Even, like, pounding a nail through your p-nis?

I agree.

If you’re talking about genital piercings, then yes - it’s not “self-harm” and there’s a lot of “postiive” aspects to it - most of them are not quite appropriate for this forum, however and are very subjective - but it’s far from self-harm.

If you’re talking about people that actually “pound nails through their penis” then you’re likely referring to the practice of CBT. (google “CBT and piercing” - no quotes if you don’t know what this is) It’s also not appropriate for this forum, but it’s a sexual stimulation for people, and thus outside of the realm of self-harm since the result for the person is pleasure - not pain. It’s a very positive experience for them and something they enjoy.

Context is extremely important when discussing self-harm.

anyone who pounds a nail through anything isnt a GOTHIC, they are a Sadist.

I think you mean masochist

Many years ago, it was alleged that Black Sabbath albums had subliminal messages in that could be heard if you played them backwards. These allegedly urged suicide and Satan worship and that sort of stuff.

I don’t have the exact quote, but I think Ozzy said something along the lines of, “If I was going to put subliminal messages in my records, they’d say, “Buy more of my records.””

You can read some more about the practice here: Backmasking

ehh? same thing…it just depents on who doing the pounding.

Sadism and masochism

i remember that, and the Judas Priest court case.

those Christians man :roll_eyes: if they would only look for Satan in the church, thier hunt would be over.

1st of all, they only “researched” 25 “Goths”

2nd of all, the goth subculture is one of misfits. People often identify with the goth subculture because they don’t really fit into another group. Goth culture is pretty accepting. People attracted to dark music and the subject of death and pain are either into the theatrics of it, or have some level of identification.

I think people who hurt themselves are more likely to be drawn to goth subculture than people who are “goth” are to be drawn to hurting themselves.

…which is exactly what the findings showed (albeit with the small sample group that they had).

I’ll bet most self-harmers are not looking for pain, but for escape/distraction from emotional pain.

What an interesting thread this has become, though. I had no idea we had such expertise in such unusual areas.

are unicyclists who hurt themselves while constantly learning new tricks “self-harmers?”

The thing that you hear a lot for the more goth-related cutting is that it gives them somethng “real” to focus on (the escape that you’re mentioning) or the more “artistic” will say things along the lines of “I’m totally empty, I’d rather feel this than nothing” and similar variations.

In these cases, the context is clear that the motivating force is something very negative emotionally.

However, when we look at pain involved in sexual contexts, that’s not the case.

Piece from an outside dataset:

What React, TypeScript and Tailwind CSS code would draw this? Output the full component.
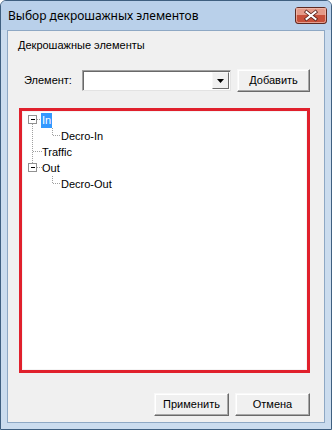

We can easily be talking about a very well-adjusted person that has no “issues” at all - it’s simply something that they find very arrousing.

Now, it’s important to note that there can obviously be some people that fall into both categories - but it’s important to point out that these people do not invalidate those people that are participating in something that is (while very misunderstood) healthy for consenting and mature adults to partake in.

I’ll say it again because it’s important - context (and what ends up being a lot of nuance as well) ends up being really important when looking at these sorts of topics.

[QUOTE=fishnchipsx2]
Marilyn Manson is well known (especially in America) for causing young people to inflict harm on themselves. /QUOTE]

Wowowow hold on a minute there, do you have any proof of this? Did you not think that maybe people who are inclined to self harm listen to Manson to make themselves feel better, and that infact he’s actually helping them? Or are you just slandering an artist about whome you obviously know nothing? Try and think past the most obvious conclusions.